One of the prevalent themes in the script is the way that beauty is represented in popular media. The script specifies that Pecola, the main character, wants to have “blue eyes like Shirley Temple, or Mary Jane, on the Mary Jane candies. Or Jane in the primer at school,” and she “fawns over” a white baby doll that belongs to Frieda. Frieda and her sister Claudia serve as narrators for much of the production, as well as characters within it.

“We talk about things like representation, but also I think it’s about common sense and sensitivity, especially to people and experiences that are not usually shown in mainstream society,” said College senior Yemko Pryor, who plays Frieda. “I think this is what this show is showing — that it’s important to give voice to those kinds of characters and those kinds of experiences, because if they’re ignored then [their pain and] struggle isn’t … outwardly experienced.

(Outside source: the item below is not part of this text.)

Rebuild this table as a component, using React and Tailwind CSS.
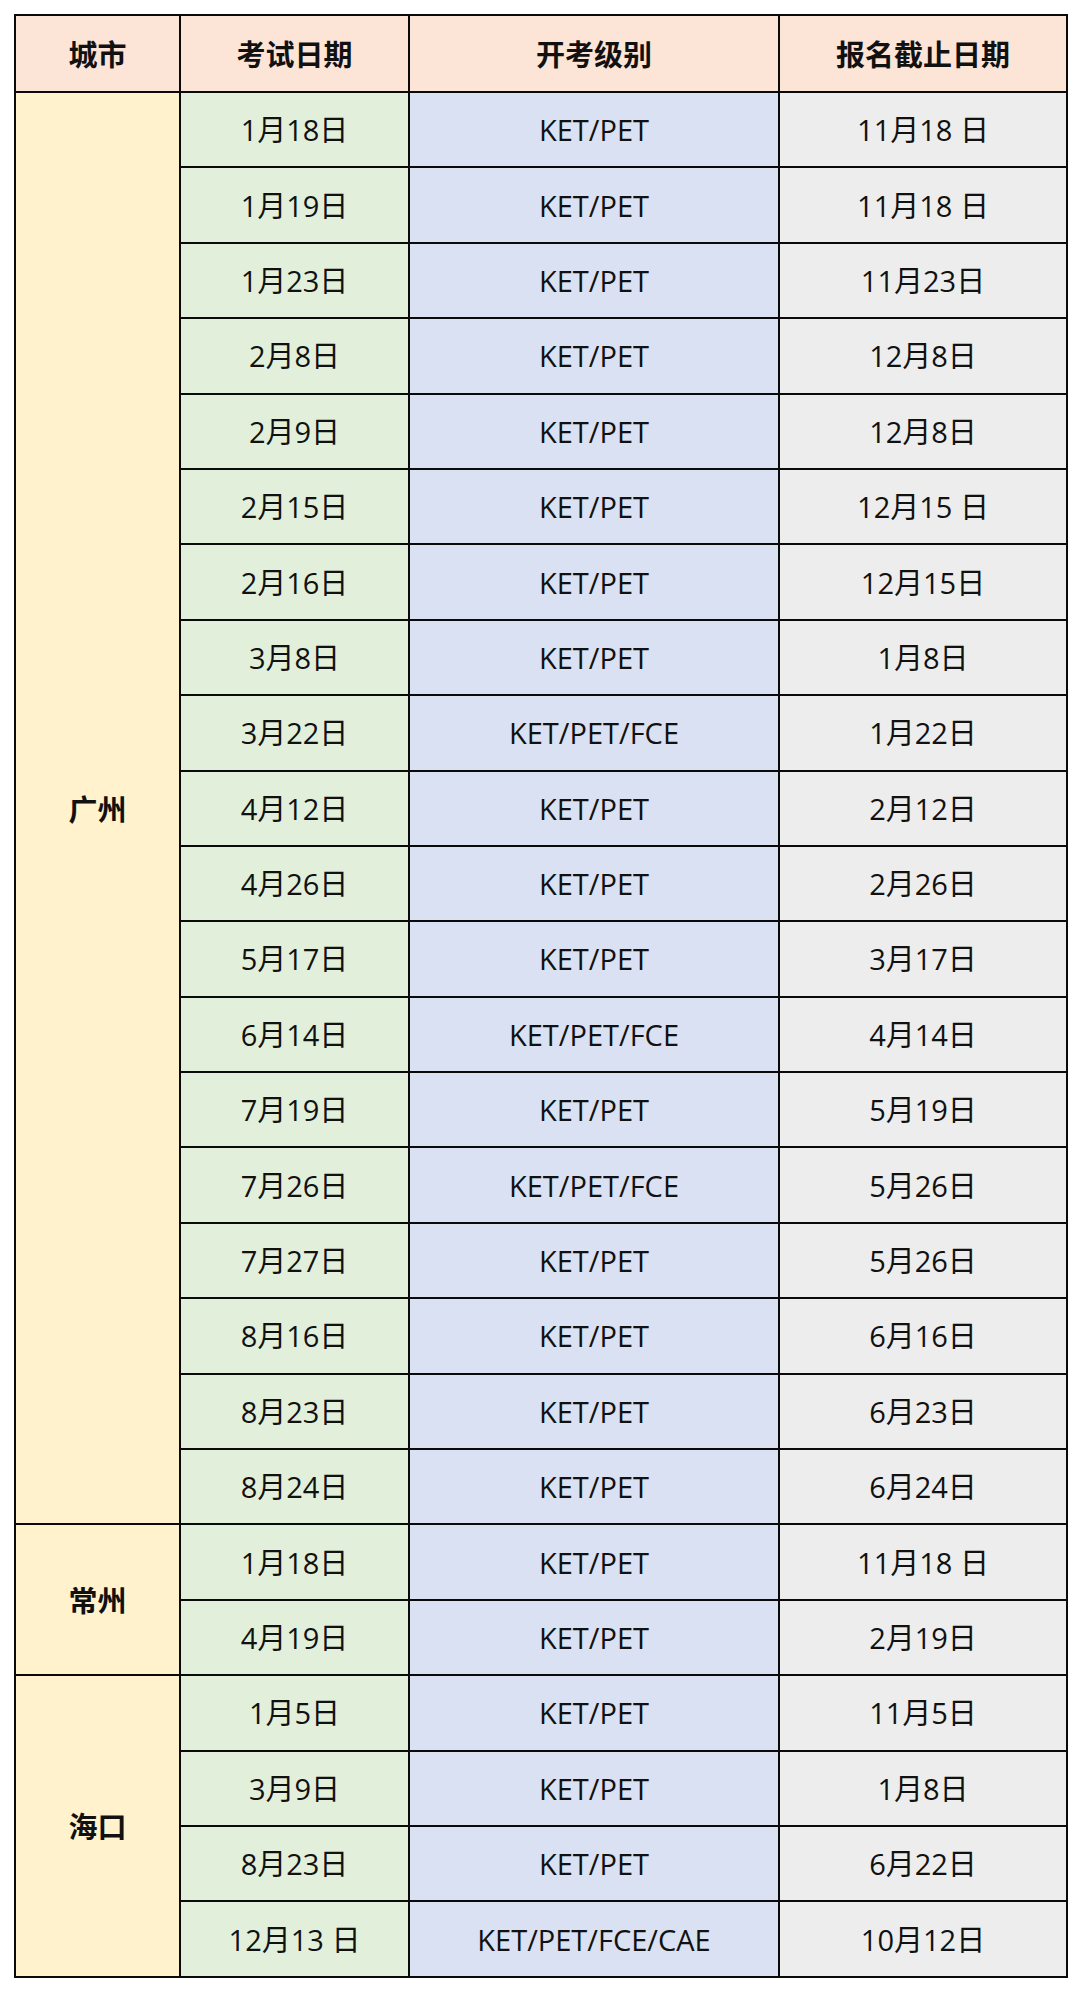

It’s just internalized, and can therefore be destructive.”

Musical Director Caylen Bryant, OC ’17, also discussed how the overemphasis of certain narratives of attractiveness and success in the mainstream can have severely detrimental effects on people who do not conform to white European beauty standards. According to Bryant, the play draws out these themes in particular, as it slowly unfolds the ways in which Pecola is harmed by a society that does not consider Black girls to be beautiful.

“It really speaks to how someone experiences the effects of otherness, and how that can really wear down on a person, wear down until they’re worn out,” Bryant said. “The main character spends the whole story just feeling unloved and put down, and in addition to that, she is not really helped by anyone. So many things are pitted against her. And she finally, towards the end, kind of breaks down. I think it’s important to tell the story, so that people can prevent this type of effect before it happens.”

Bryant’s music direction, in collaboration with Emeka’s direction, pulled elements from the script and wove them into an auditory narrative component to complement the action taking place on stage. The script is already musical — often specifying that characters should be singing, and making reference to instruments — so Emeka chose to bring that texture to the forefront.

“There are two characters who simply narrate the play — Claudia and Frieda — and [Justin Emeka] came to me and proposed the idea of me being an auxillary sister,” Bryant said. “Because I’m also narrating it, in my own type of way. I wrote a few themes. Justin also came to me with a list of songs that he had in mind.”

According to College sophomore Jaris Owens, who plays Pecola’s father Cholly Breedlove, the themes that Morrison brought forth in her writing are still resonant here in Lorain today.

“Racism … happens all the time,” Owens said. “It’s so subliminal, and it’s so ingrained, but it affects people’s lives in a very dramatic way. I think that’s what the play is getting at. This play is not a one-time thing. It’s very much a representation of things that happen all the time.”

In a play that focuses very closely on the dynamics of familial relationships, the intergenerational ramifications of discrimination and trauma come to the forefront of the narrative.

“The takeaway would really be … pathology — the ways in which people pass on their pain and the hurt that’s been done to them or the harm that’s been done to them,” Byers said. “Especially in this context, we’re talking about racism and what that does to generations and generations of Black people, but also looking beyond that fact. I think something she’s asking is, ‘How do we look past these things that have happened to us?’ … ‘How do we take off these shackles of generational pain, this legacy that started in slavery?’”

The Bluest Eye will have more performances tonight and tomorrow night at 7:30 p.m., and Sunday at 2:00 p.m., in Hall Auditorium. Tickets are available through Central Ticketing Services.